Abstract
Indigenous Peoples have cultivated and protected natural psychoactive medicines through ceremony, kinship, and spiritual responsibility across
generations, yet their long-standing contributions have often been marginalized through extractive research, commercialization, and policy
exclusion. It is Indigenous communities that have stewarded and gained expertise working with psychoactive medicines for centuries, yet
they remain underrepresented within the scientific discourse. This commentary advances the case for reciprocal and equitable collaboration
in psychedelic science, grounded in Indigenous sovereignty, cultural and intellectual property rights, and governance. Drawing on traditions
involving ayahuasca, psilocybin, peyote, and iboga, we illustrate how Indigenous methodologies, including ritual, community-based practices,
and ecological approaches, offer insights critical to both safety and efficacy.
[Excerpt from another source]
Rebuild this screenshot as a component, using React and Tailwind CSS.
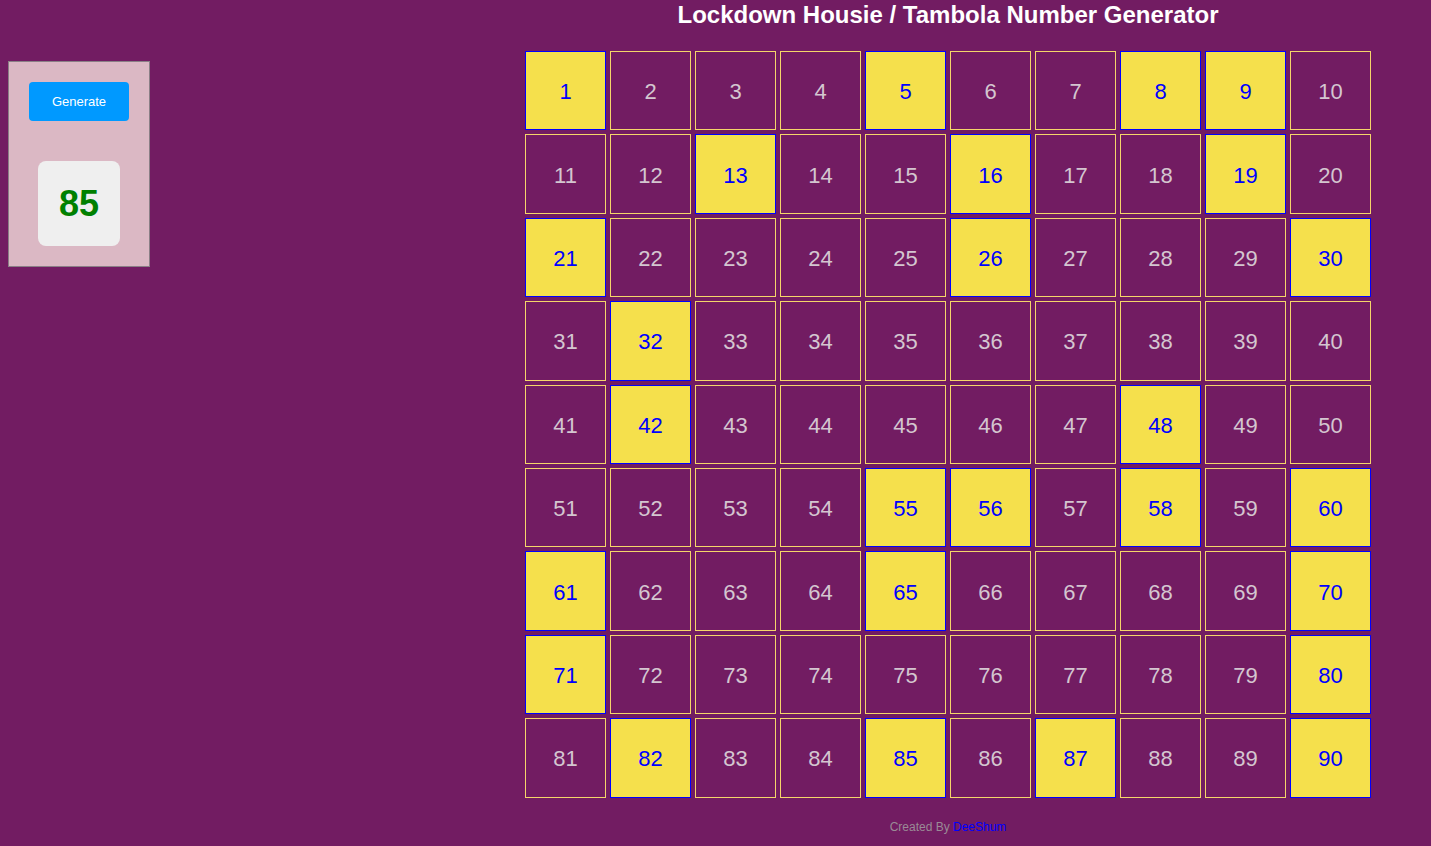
const picked = [1, 5, 8, 9, 13, 16, 19, 21, 26, 30, 32, 42, 48, 55, 56, 58, 60, 61, 65, 70, 71, 80, 82, 85, 87, 90];

function Cell({ n }) {
  const on = picked.includes(n);
  return (
    <div
      className={
        on
          ? "flex h-[79.4px] w-[81px] items-center justify-center border border-[#0000ff] bg-[#f5e04c] pt-[2px] text-[22px] text-[#0000ff]"
          : "flex h-[79.4px] w-[81px] items-center justify-center border border-[#f5d66a] pt-[2px] text-[22px] text-[#d4c6d0]"
      }
    >
      {n}
    </div>
  );
}

export default function App() {
  const nums = Array.from({ length: 90 }, (_, i) => i + 1);
  return (
    <div className="flex h-[846px] w-full bg-[#721c62] font-['Liberation_Sans',Arial,sans-serif]">
      <div className="w-[465px] shrink-0 pl-2 pt-[61px]">
        <div className="flex h-[206px] w-[142px] flex-col items-center border border-[#8a7f86] bg-[#dbb8c4] pt-5">
          <button className="h-[39px] w-[100px] rounded-[4px] bg-[#0099ff] text-[13px] text-white">
            Generate
          </button>
          <div className="mt-10 flex h-[85px] w-[82px] items-center justify-center rounded-lg bg-[#efefef] text-[36px] font-bold text-[#008000]">
            85
          </div>
        </div>
      </div>
      <div className="flex flex-1 flex-col items-center">
        <h1 className="h-[51px] text-[24px] leading-[29px] font-bold text-white">
          Lockdown Housie / Tambola Number Generator
        </h1>
        <div className="grid grid-cols-[repeat(10,81px)] gap-x-1 gap-y-1">
          {nums.map((n) => (
            <Cell key={n} n={n} />
          ))}
        </div>
        <p className="mt-[20px] text-[12px] text-[#9a8a96]">
          Created By <span className="text-[#0000ff]">DeeShum</span>
        </p>
      </div>
    </div>
  );
}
We argue that research and policy must embed free, prior, and
informed consent, equitable benefit-sharing, and Indigenous leadership. Such efforts require moving past tokenistic inclusion toward meaningful
collaboration and systemic change in psychedelic research that is both scientifically rigorous and culturally just. We conclude by calling for more
formal, transparent, and globally legitimate convening processes, such as those modeled on WHO global consultations, that can bring Indigenous
leaders, researchers, and policymakers together in dialogue. These steps represent profound acts of inclusion essential for these medicines to
realize their full potential to heal and transform.